特に座右の銘はないのですが、仕事をするうえで普段から心がけていることが3つあります。課題と向き合うときの姿勢として、1つめは事象をぼんやり眺めるのではなく「見立てる」こと。2つめは、自分のポジションをとること。そして3つめが何事も意図をもって取り組むことです。[12]感動し、影響を受けた本や映画などがあれば教えてください
私はジャンルを問わずにたくさん本を読んで影響を受けてきたのですが、最近人によく薦めている本は、バルミューダ創業者の寺尾玄さんの自伝『行こう、どこにもなかった方法で』(新潮社)と、植村直己さんの『青春を山に賭けて』(文春文庫)の2冊です。時代や立場など、まったく違うお二人の本なのですが、共通している価値は「可能性を信じ続ける」ことです。非常に勇気づけられます。[13]CxOというキャリアの将来性や、今後期待される役割について、どうお考えですか?
CHROはHRというフィールドに軸足を置きつつも経営の一部なので、その成功の鍵はHRを超えたビジネス視点をもつことに尽きると思います。若い人たちには、どんな仕事に就いていても、ビジネスをより高い視点で俯瞰しながら働くことを心がけてほしいと思います。HRの専門性はCHROを志す前提条件でしかなく、また後からいくらでも強化できます。私もまだ修行中の身ですが、経営視点をもって専門領域をリードするCxOが増えていけば、CxOという役割がどんどんプレゼンスをあげていくことになるはずです。

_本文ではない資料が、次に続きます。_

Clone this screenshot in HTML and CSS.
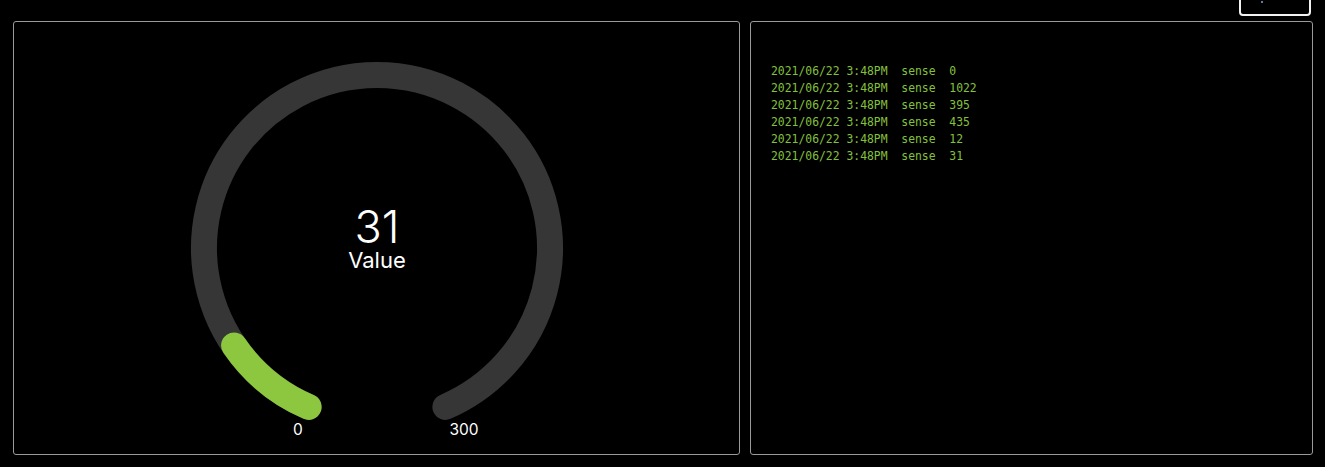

[14]ご自身の今後のキャリアビジョンについて教えてください
3年後あるいは5年後に自分がどうなっているのかはわかりません。どんな立場になっていようと、そこに至るまでの道筋を自分の言葉で語り、納得できるようなものにしていきたい、と思っています。
キャリアは目指すゴールに向かって一直線に突っ走っていくような道程ではありません。山あり谷ありの道なき道を進み、様々な出会いやライフイベントが複雑に絡み合い、好むと好まざるを得ず方向転換や小休止もあります。パスが目の前に開かれているわけではなくて、登山用語で言う「縦走」を続けていった結果、振り返ったら自分のユニークなパスができているのがキャリアだと思っています。前に進むことで過去が初めて意味づけられるようなものです。これからも、どうして今ここにいるのか、を自分の言葉で語れる人間でありたいと思います。